Obwohl: Hier stand ja wenigstens nicht Wurst – wie beim „Wettbewerber“ mit der roten Mühle drauf, hier wurde also nicht wirklich behauptet, was nicht ist. Aber in der Fleisch und Wursttheke lag es dennoch. Und das ist für mich ja das eigentliche Rätsel: Wie kommt man als Fleischhauer, Schlachter, Metzger, Katzoff; Selcher, Metzler, Fleischhacker oder Knochenhauer dazu, eine manipulierte Sojabohne Wurst zu nennen? Das geht doch nicht.

 

Warum ist der Vegetarier/Veganer darauf erpicht, Fleisch und Wurst zu essen? Ich verstehe es nicht. Mir ist beigebracht worden, dass ein Klassenstandpunkt auch wehtun muss. Dann gibt es eben keine Würste, Buletten, Schnitzel, Bratwürste Landjäger, Salami, vegane Chorizo (kommt i.Ü. von der in römischer Zeit gebräuchlichen Bezeichnung für Schwein) etc., sondern z. B. Vegetarios oder Sojabrätlinge, semiraffinierter Carrageenbraten (s.u.) und so weiter… Fleischesser versuchen doch auch nicht, aus Hackfleisch Karotten zu basteln oder aus einer Schweinshaxe einen Blumenkohl.

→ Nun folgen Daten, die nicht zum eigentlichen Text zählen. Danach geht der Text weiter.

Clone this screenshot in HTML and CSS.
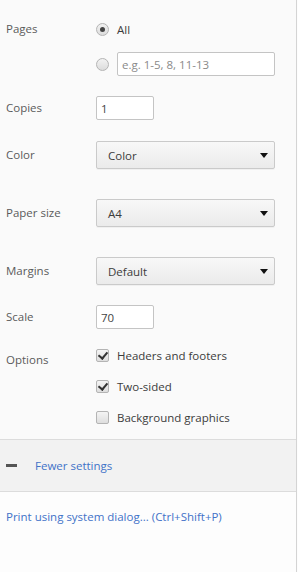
FILE: index.html
```html
<!DOCTYPE html>
<html lang="en">
<head>
  <meta charset="UTF-8">
  <title>Print settings</title>
  <link rel="stylesheet" href="styles.css">
</head>
<body>
  <div class="panel">
    <div class="settings">
      <div class="setting pages">
        <div class="label">Pages</div>
        <div class="controls">
          <label class="choice line"><span class="radio checked"></span>All</label>
          <label class="choice line"><span class="radio"></span><input class="text wide" type="text" placeholder="e.g. 1-5, 8, 11-13"></label>
        </div>
      </div>

      <div class="setting copies">
        <div class="label">Copies</div>
        <div class="controls"><input class="text short" type="text" value="1"></div>
      </div>

      <div class="setting color">
        <div class="label tall">Color</div>
        <div class="controls"><div class="select">Color<span class="arrow"></span></div></div>
      </div>

      <div class="setting paper">
        <div class="label tall">Paper size</div>
        <div class="controls"><div class="select">A4<span class="arrow"></span></div></div>
      </div>

      <div class="setting margins">
        <div class="label tall">Margins</div>
        <div class="controls"><div class="select">Default<span class="arrow"></span></div></div>
      </div>

      <div class="setting scale">
        <div class="label">Scale</div>
        <div class="controls"><input class="text short" type="text" value="70"></div>
      </div>

      <div class="setting options">
        <div class="label opt">Options</div>
        <div class="controls checks">
          <label class="choice check-line"><span class="checkbox checked"></span>Headers and footers</label>
          <label class="choice check-line"><span class="checkbox checked"></span>Two-sided</label>
          <label class="choice check-line"><span class="checkbox"></span>Background graphics</label>
        </div>
      </div>
    </div>

    <div class="more">
      <span class="minus"></span>
      <a class="link" href="#">Fewer settings</a>
    </div>

    <div class="system">
      <a class="link" href="#">Print using system dialog... (Ctrl+Shift+P)</a>
    </div>
  </div>
</body>
</html>
```

FILE: styles.css
```css
* { box-sizing: border-box; }
html, body { margin: 0; height: 100%; }
body { font-family: "Open Sans", "Noto Sans", sans-serif; font-size: 11.5px; color: #444; background: #fdfdfd; }

.panel { width: 297px; min-height: 100%; background: #fdfdfd; border-right: 1px solid #d4d4d4; }
.settings { background: #fafafa; padding: 17px 0 12px 6px; border-bottom: 1px solid #dcdcdc; }

.setting { display: grid; grid-template-columns: 90px 179px; align-items: start; }
.label { height: 24px; line-height: 24px; color: #5a5a5a; }
.label.tall { height: 28px; line-height: 28px; }
.label.opt { margin-top: 3px; }
.controls { display: flex; flex-direction: column; gap: 11px; }

.copies { margin-top: 20px; }
.color { margin-top: 21px; }
.paper, .margins { margin-top: 30px; }
.scale { margin-top: 20px; }
.options { margin-top: 16px; }

.choice { display: flex; align-items: center; gap: 8px; color: #3c3c3c; }
.line { height: 24px; }
.checks { gap: 11px; }
.check-line { height: 20px; }

.radio { width: 13px; height: 13px; border-radius: 50%; border: 1px solid #b4b4b4; background: linear-gradient(#f2f2f2, #dcdcdc); flex: none; position: relative; }
.radio.checked::after { content: ""; position: absolute; left: 3px; top: 3px; width: 5px; height: 5px; border-radius: 50%; background: #444; }

.checkbox { width: 13px; height: 13px; border: 1px solid #b4b4b4; border-radius: 2px; background: linear-gradient(#f4f4f4, #dedede); flex: none; position: relative; }
.checkbox.checked::after { content: ""; position: absolute; left: 3px; top: 0px; width: 4px; height: 7px; border: solid #333; border-width: 0 2px 2px 0; transform: rotate(40deg); }

.text { height: 24px; border: 1px solid #c4c4c4; border-radius: 2px; background: #fff; font: inherit; color: #444; padding: 0 4px; outline: none; }
.text::placeholder { color: #8a8a8a; }
.text.short { width: 58px; }
.text.wide { width: 158px; }

.select { height: 28px; width: 179px; border: 1px solid #cacaca; border-radius: 2px; background: linear-gradient(#f8f8f8, #ebebeb); box-shadow: 0 1px 0 rgba(0,0,0,0.04); display: flex; align-items: center; justify-content: space-between; padding: 0 6px 0 11px; color: #3c3c3c; }
.arrow { width: 0; height: 0; border-left: 4px solid transparent; border-right: 4px solid transparent; border-top: 5px solid #111; }

.more { height: 52px; background: #f2f2f2; border-bottom: 1px solid #dcdcdc; display: flex; align-items: center; padding-left: 6px; }
.minus { width: 11px; height: 3px; background: #555; margin-right: 18px; }

.link { color: #4272c8; text-decoration: none; }

.system { padding: 16px 6px; line-height: 18px; }
```
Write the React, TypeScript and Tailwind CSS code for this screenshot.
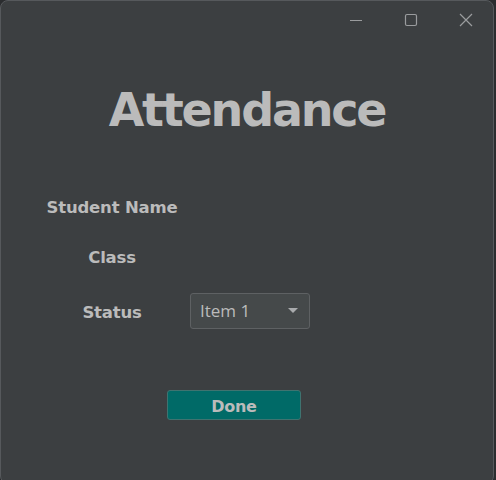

Soweit so ironisch und eigentlich ist´s mir egal. Ich kann ja lesen und denken. Wenn es aber eines weiteren Beweises brauchte, dass die „Marktwirtschaft“, vulgo Kapitalismus, es versteht, aus jeder – ja auch aus notwendiger - Veränderung der Lebensweise Profit zu schlagen, da hätten wir wieder einen. Erst wird sich bissel geziert und lustig gemacht und dann geht die Verwertungsmaschine los. Das ist wie mit Ostalgieshows.

 

Dass nun aber Bundesagrarminister Christian Schmidt die Fleischbezeichnungen für vegetarische und vegane Lebensmittel verbieten will, macht die Sache allerdings endgültig zur Farce. Zu lesen ist, dass Begriffe wie "vegetarisches Schnitzel" oder "vegane Currywurst" komplett irreführend seien und die Verbraucher verunsichern -  so sagt es der CSU-Politiker der "Bild". Und schon ist die Kampagne als solche erkannt. Grundansatz: Die Menschen sind alle ein bisschen dumm, da muss man helfen (ich staune, wie wenig Vertrauen „freiheitliche“ Politiker in die postulierte Freiheit und das Selbstbestimmungsrecht der Menschen haben) und verbieten. Weil wir ja zu blöde sind, einen vegetarischen Aufschnitt als solchen zu erkennen. Dabei ist doch immer Vorsicht geboten, wenn die Namen von Großfleischereien (gern „Höfe“) auf der Plastikverpackung stehen. Was sonst.

 

Spannender und vor allem auch ernster wird es, wenn man sich fragt und nachliest, was denn da so drin ist in der veganen Mortadella? Carrageen zum Beispiel, wie erwähnt. Das ist eine „Bezeichnung für eine Gruppe von langkettigen Polysacchariden, die aus den Zellen von Rotalgen (Rhodoplantae) gewonnen werden. In der Lebensmittelindustrie kommen die κ-, ι- und λ-Carrageene zum Einsatz. Die Eigenschaften der Carrageene hängen vom Typ ab. Die κ-Carrageene sind heißlöslich und bilden ein festes, sprödes Gel.“ Wo das steht? Quelle ist die Internetseite der Fa. Swissgum – unser verlässlicher Partner für Lebensmittelstabilisierung. Nun ja, die Mortadella, die ich bislang kaufte, brauchte das nicht.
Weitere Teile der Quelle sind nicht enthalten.